MD 544 begins at an intersection with MD 213 (Church Hill Road) in Kingstown. The highway heads east-northeast as a two-lane undivided road in a nearly straight course for its entire length except for its endpoints. MD 544 crosses Resin Creek and Foreman Branch of the Chester River and passes through the hamlet of McGinnes. The highway crosses Pearl Creek and Red Lion Branch on either side of its intersection with MD 290 (Dudley Corner Road) south of Crumpton. As MD 544 approaches US 301 (Blue Star Memorial Highway), the highway curves southeast while Chester River Heights Road continues straight. Mainline MD 544 officially ends at the highway's superstreet intersection with US 301. MD 544A is the official designation for the 0.19 mi connection between the northbound lanes of US 301 and MD 313 (Millington Road) southwest of the town of Millington. Traffic on both directions of MD 544 is required to turn right onto US 301, make a U-turn, and turn right again to continue on MD 544.

==History==
Queen Anne's County made the first improvements along what is now MD 544 by 1915, when the county constructed with state aid an L-shaped 16 ft shell macadam road along part of what is now MD 290 north to Crumpton and on the Fingerboard Road from modern MD 290 east to Perry Lynch Road. The first Maryland State Roads Commission–directed improvement was construction of a concrete road on the Unicorn Mills Road from MD 313 at the hamlet of Unicorn straight west to Lindsay Road in 1932. By 1933, the county-maintained shell macadam road on the Fingerboard Road near Crumpton had been extended east to Lindsay Road. The state started work from MD 290 west part of the way toward McGinnes Corner in 1934, and the macadam road was completed to west of Pearl Creek in 1935. The macadam road was extended west to McGinnes Corner by 1938.
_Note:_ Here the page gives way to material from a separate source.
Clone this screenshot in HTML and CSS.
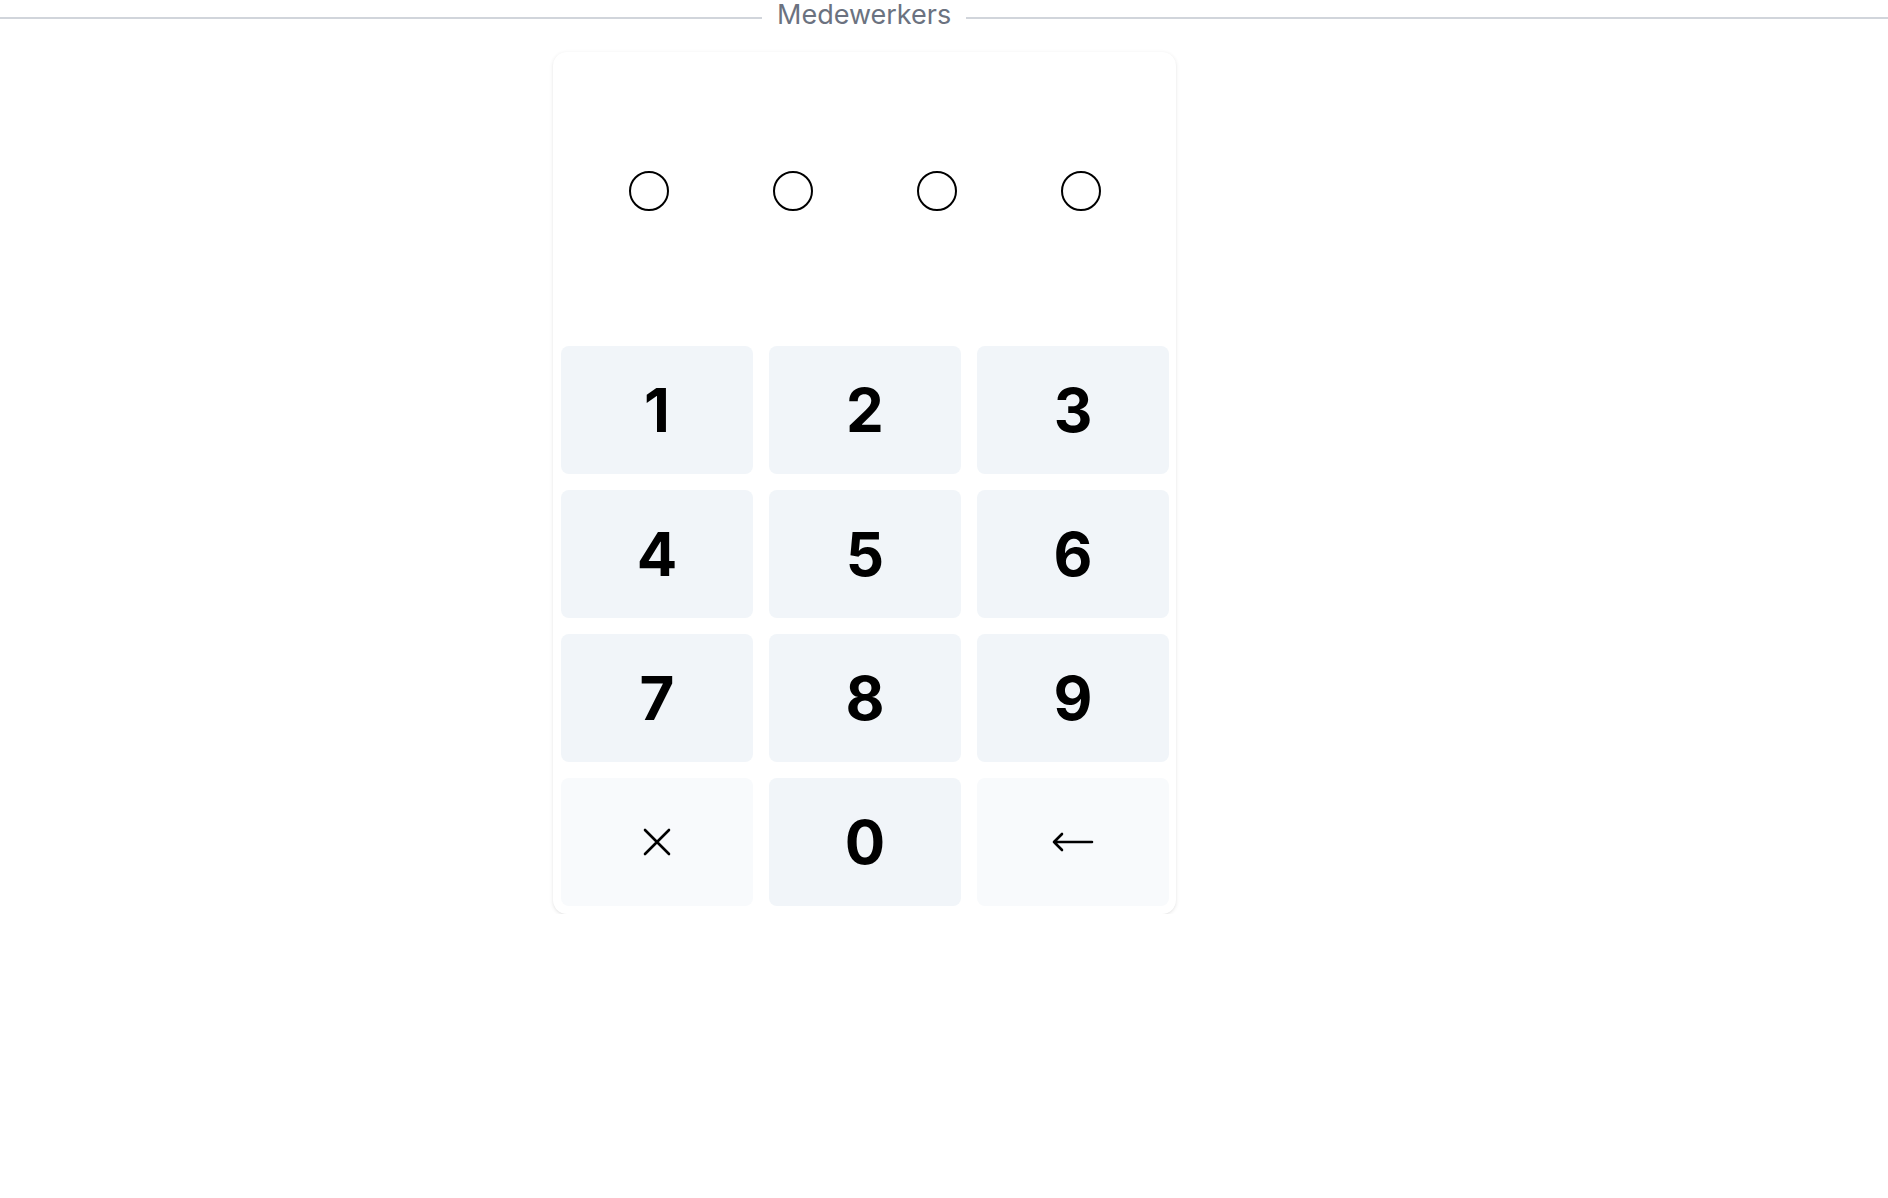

In 1946, Queen Anne's County requested funds for the 3-year post-war construction program to be applied to the two county-maintained portions of the Chestertown-Millington highway and for those stretches to be added to the state highway system. The first section, the portion of MD 544 from US 213 east to McGinnes Corner, was constructed as a 20 ft bituminous stabilized gravel road in 1946. The second section was the 18 ft shell macadam Fingerboard Road. In 1951, Queen Anne's County requested the state improve the road and assume maintenance due to damage from heavy truck traffic from a contractor that used the road to work on road projects elsewhere in the county. That stretch of highway was improved and brought into the state system later that year, thus completing MD 544 from US 213 to MD 313.

MD 544 was relocated to its present course at its eastern end when the Blue Star Memorial Highway (originally MD 71 and now US 301) was built west of Millington between 1954 and 1957. The bypassed portions of the highway are now part of Chester River Heights Road west of US 301 and Legion Road (once designated MD 544A) east of US 301. MD 544 was reconstructed and surfaced with bituminous concrete from US 213 to McGinnes Corner in two sections between 1962 and 1964. The highway from McGinnes Corner to MD 290 was reconstructed in 1970 and 1971, and the remainder of the highway from MD 290 to US 301 was rebuilt in 1971 and 1972. The MD 544-US 301 intersection was transformed into a superstreet intersection in 2006, resulting in the designation of MD 544A east of the junction.

==Junction list==

| Location | mi | km | Destinations | Notes |
| Kingstown | 0.00 | 0.00 | MD 213 (Church Hill Road) – Church Hill, Chestertown | Western terminus of MD 544 |
| Crumpton | 6.99 | 11.25 | MD 290 (Dudley Corner Road) – Galena, Sudlersville |  |
| ​ | 9.29 | 14.95 | US 301 (Blue Star Memorial Highway) – Wilmington, Bay Bridge | Superstreet intersection; eastern terminus of MD 544; western terminus of MD 544A |
| ​ | 9.48 | 15.26 | MD 313 (Millington Road) – Millington, Sudlersville | Eastern terminus of MD 544A |
1.000 mi = 1.609 km; 1.000 km = 0.621 mi

==Auxiliary routes==
MD 544A is the current designation for the 0.19 mi portion of the highway east of the highway's superstreet intersection with US 301. MD 544A was previously assigned to part of MD 544 bypassed when the highway was relocated when Blue Star Memorial Highway was constructed through the area between 1954 and 1957. MD 544A was assigned to what is now Legion Road from MD 313 west to a barricade at US 301 in 1959. The highway had a mainline length of 0.50 mi and a 0.03 mi spur at the MD 313 end. The Maryland State Roads Commission transferred MD 544A and the 0.23 mi Chester River Heights Road portion of the old course of MD 544, which never received a designation, to county maintenance through a February 19, 1962, memorandum of action.